*What you should do*
Reproduce the listing exactly and skip over any pictures.

-- Data block start --

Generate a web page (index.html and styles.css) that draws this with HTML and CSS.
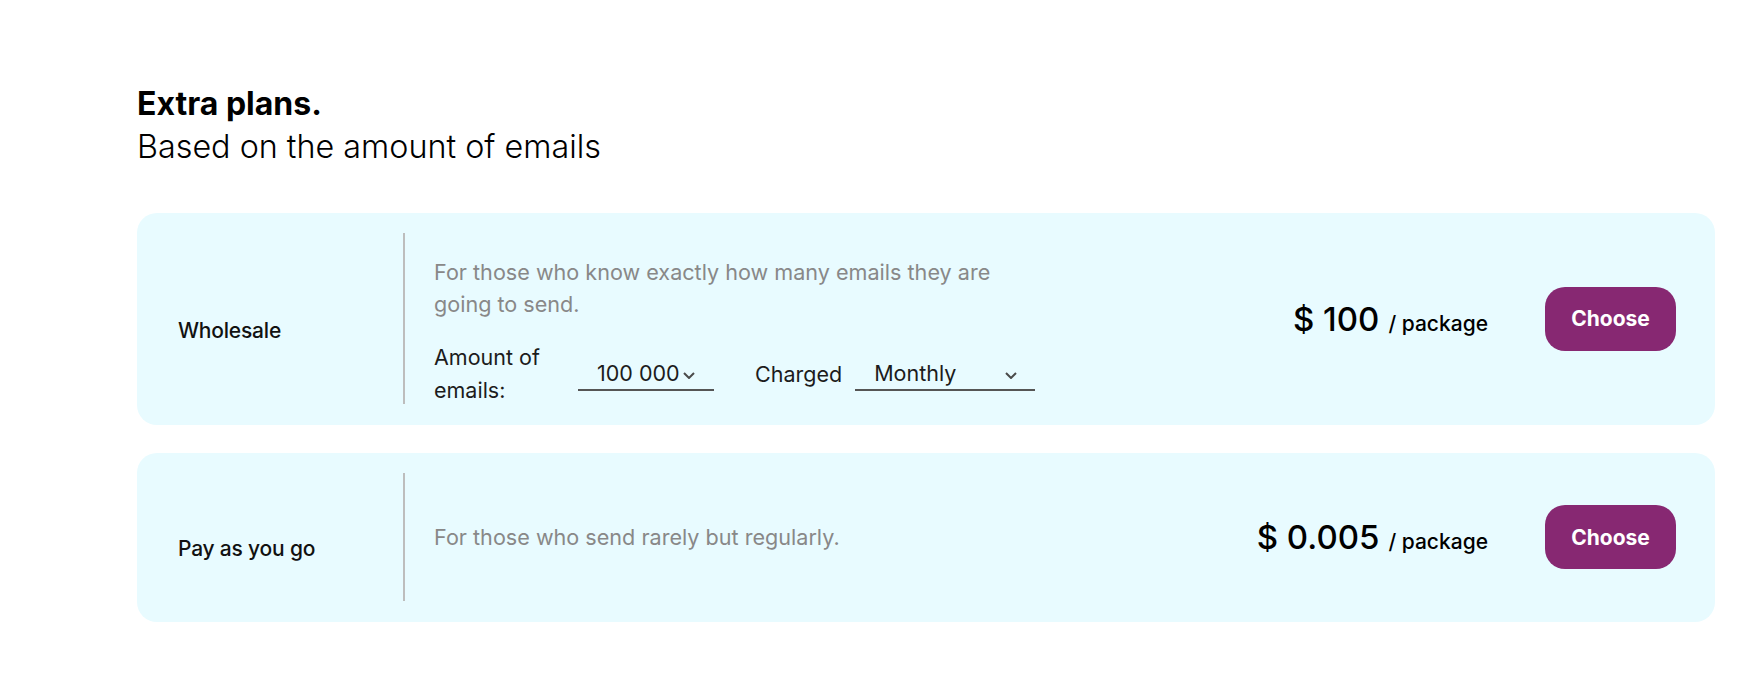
FILE: index.html
```html
<!DOCTYPE html>
<html lang="en">
<head>
    <meta charset="UTF-8">
    <meta name="viewport" content="width=device-width, initial-scale=1.0">
    <title>Extra plans</title>
    <link rel="stylesheet" href="styles.css">
</head>
<body>
    <section class="extra-plans">
        <h2 class="section-title">Extra plans.</h2>
        <p class="section-subtitle">Based on the amount of emails</p>

        <div class="plan-list">
            <div class="plan">
                <div class="plan-name">Wholesale</div>
                <div class="plan-body">
                    <p class="plan-desc">For those who know exactly how many emails they are going to send.</p>
                    <div class="plan-options">
                        <span class="option-label option-label-wrap">Amount of emails:</span>
                        <div class="select select-amount">
                            <span>100 000</span>
                            <svg class="chevron" width="12" height="7" viewBox="0 0 12 7"><path d="M1 1l5 5 5-5" fill="none" stroke="#4a4a4a" stroke-width="2"/></svg>
                        </div>
                        <span class="option-label option-charged">Charged</span>
                        <div class="select select-period">
                            <span>Monthly</span>
                            <svg class="chevron" width="12" height="7" viewBox="0 0 12 7"><path d="M1 1l5 5 5-5" fill="none" stroke="#4a4a4a" stroke-width="2"/></svg>
                        </div>
                    </div>
                </div>
                <div class="plan-price">
                    <span class="amount">$ 100</span>
                    <span class="unit">/ package</span>
                </div>
                <button class="choose">Choose</button>
            </div>

            <div class="plan plan-simple">
                <div class="plan-name">Pay as you go</div>
                <div class="plan-body">
                    <p class="plan-desc">For those who send rarely but regularly.</p>
                </div>
                <div class="plan-price">
                    <span class="amount">$ 0.005</span>
                    <span class="unit">/ package</span>
                </div>
                <button class="choose">Choose</button>
            </div>
        </div>
    </section>
</body>
</html>
```

FILE: styles.css
```css
body {
    font-family: Inter, "Noto Sans", Arial, sans-serif;
    margin: 0;
    background-color: #fff;
    color: #111;
}
.extra-plans {
    padding: 82px 43px 40px 137px;
}
.section-title {
    margin: 0;
    font-size: 32px;
    line-height: 43px;
    font-weight: 700;
    color: #000;
}
.section-subtitle {
    margin: 0 0 45px;
    font-size: 32.3px;
    line-height: 43px;
    font-weight: 300;
    color: #000;
}
.plan-list {
    display: flex;
    flex-direction: column;
    gap: 28px;
}
.plan {
    display: flex;
    align-items: stretch;
    background-color: #e8fbff;
    border-radius: 20px;
    padding: 20px 39px 21px 41px;
}
.plan-name {
    width: 225px;
    flex-shrink: 0;
    display: flex;
    align-items: center;
    padding-top: 23px;
    font-size: 21px;
    font-weight: 500;
    letter-spacing: -0.2px;
    color: #111;
}
.plan-body {
    flex: 1;
    border-left: 2px solid #bdbdbd;
    padding: 23px 0 0 29px;
    display: flex;
    flex-direction: column;
    justify-content: center;
}
.plan-simple .plan-body {
    padding-top: 0;
    min-height: 128px;
}
.plan-desc {
    margin: 0;
    max-width: 580px;
    font-size: 21.6px;
    line-height: 32px;
    color: #888;
}
.plan-options {
    display: flex;
    align-items: center;
    margin: 21px 0 -3px;
    font-size: 21.5px;
    line-height: 33px;
    color: #1c1c1c;
}
.option-label-wrap {
    width: 110px;
}
.select {
    display: flex;
    align-items: center;
    height: 31px;
    padding: 0 18px 0 19px;
    border-bottom: 2px solid #555;
    box-sizing: content-box;
    color: #1c1c1c;
}
.select-amount {
    margin-left: 34px;
    width: 99px;
    gap: 3px;
}
.select-period {
    margin-left: 13px;
    width: 143px;
    justify-content: space-between;
}
.chevron {
    margin-top: 4px;
}
.option-charged {
    margin-left: 41px;
}
.plan-price {
    align-self: center;
    display: flex;
    align-items: baseline;
    gap: 9px;
    margin-right: 57px;
    color: #000;
}
.plan-price .amount {
    font-size: 33px;
    font-weight: 500;
}
.plan-price .unit {
    font-size: 21px;
    font-weight: 500;
}
.choose {
    align-self: center;
    width: 131px;
    height: 64px;
    border: none;
    border-radius: 20px;
    background-color: #872872;
    color: #fff;
    font-family: inherit;
    font-size: 21px;
    font-weight: 700;
    cursor: pointer;
}
.choose:hover {
    background-color: #6f1f5d;
}
```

-- Data block end --

*Result*
Generate a web page (index.html and styles.css) that draws this with HTML and CSS.
FILE: index.html
```html
<!DOCTYPE html>
<html lang="en">
<head>
    <meta charset="UTF-8">
    <meta name="viewport" content="width=device-width, initial-scale=1.0">
    <title>Extra plans</title>
    <link rel="stylesheet" href="styles.css">
</head>
<body>
    <section class="extra-plans">
        <h2 class="section-title">Extra plans.</h2>
        <p class="section-subtitle">Based on the amount of emails</p>

        <div class="plan-list">
            <div class="plan">
                <div class="plan-name">Wholesale</div>
                <div class="plan-body">
                    <p class="plan-desc">For those who know exactly how many emails they are going to send.</p>
                    <div class="plan-options">
                        <span class="option-label option-label-wrap">Amount of emails:</span>
                        <div class="select select-amount">
                            <span>100 000</span>
                            <svg class="chevron" width="12" height="7" viewBox="0 0 12 7"><path d="M1 1l5 5 5-5" fill="none" stroke="#4a4a4a" stroke-width="2"/></svg>
                        </div>
                        <span class="option-label option-charged">Charged</span>
                        <div class="select select-period">
                            <span>Monthly</span>
                            <svg class="chevron" width="12" height="7" viewBox="0 0 12 7"><path d="M1 1l5 5 5-5" fill="none" stroke="#4a4a4a" stroke-width="2"/></svg>
                        </div>
                    </div>
                </div>
                <div class="plan-price">
                    <span class="amount">$ 100</span>
                    <span class="unit">/ package</span>
                </div>
                <button class="choose">Choose</button>
            </div>

            <div class="plan plan-simple">
                <div class="plan-name">Pay as you go</div>
                <div class="plan-body">
                    <p class="plan-desc">For those who send rarely but regularly.</p>
                </div>
                <div class="plan-price">
                    <span class="amount">$ 0.005</span>
                    <span class="unit">/ package</span>
                </div>
                <button class="choose">Choose</button>
            </div>
        </div>
    </section>
</body>
</html>
```

FILE: styles.css
```css
body {
    font-family: Inter, "Noto Sans", Arial, sans-serif;
    margin: 0;
    background-color: #fff;
    color: #111;
}
.extra-plans {
    padding: 82px 43px 40px 137px;
}
.section-title {
    margin: 0;
    font-size: 32px;
    line-height: 43px;
    font-weight: 700;
    color: #000;
}
.section-subtitle {
    margin: 0 0 45px;
    font-size: 32.3px;
    line-height: 43px;
    font-weight: 300;
    color: #000;
}
.plan-list {
    display: flex;
    flex-direction: column;
    gap: 28px;
}
.plan {
    display: flex;
    align-items: stretch;
    background-color: #e8fbff;
    border-radius: 20px;
    padding: 20px 39px 21px 41px;
}
.plan-name {
    width: 225px;
    flex-shrink: 0;
    display: flex;
    align-items: center;
    padding-top: 23px;
    font-size: 21px;
    font-weight: 500;
    letter-spacing: -0.2px;
    color: #111;
}
.plan-body {
    flex: 1;
    border-left: 2px solid #bdbdbd;
    padding: 23px 0 0 29px;
    display: flex;
    flex-direction: column;
    justify-content: center;
}
.plan-simple .plan-body {
    padding-top: 0;
    min-height: 128px;
}
.plan-desc {
    margin: 0;
    max-width: 580px;
    font-size: 21.6px;
    line-height: 32px;
    color: #888;
}
.plan-options {
    display: flex;
    align-items: center;
    margin: 21px 0 -3px;
    font-size: 21.5px;
    line-height: 33px;
    color: #1c1c1c;
}
.option-label-wrap {
    width: 110px;
}
.select {
    display: flex;
    align-items: center;
    height: 31px;
    padding: 0 18px 0 19px;
    border-bottom: 2px solid #555;
    box-sizing: content-box;
    color: #1c1c1c;
}
.select-amount {
    margin-left: 34px;
    width: 99px;
    gap: 3px;
}
.select-period {
    margin-left: 13px;
    width: 143px;
    justify-content: space-between;
}
.chevron {
    margin-top: 4px;
}
.option-charged {
    margin-left: 41px;
}
.plan-price {
    align-self: center;
    display: flex;
    align-items: baseline;
    gap: 9px;
    margin-right: 57px;
    color: #000;
}
.plan-price .amount {
    font-size: 33px;
    font-weight: 500;
}
.plan-price .unit {
    font-size: 21px;
    font-weight: 500;
}
.choose {
    align-self: center;
    width: 131px;
    height: 64px;
    border: none;
    border-radius: 20px;
    background-color: #872872;
    color: #fff;
    font-family: inherit;
    font-size: 21px;
    font-weight: 700;
    cursor: pointer;
}
.choose:hover {
    background-color: #6f1f5d;
}
```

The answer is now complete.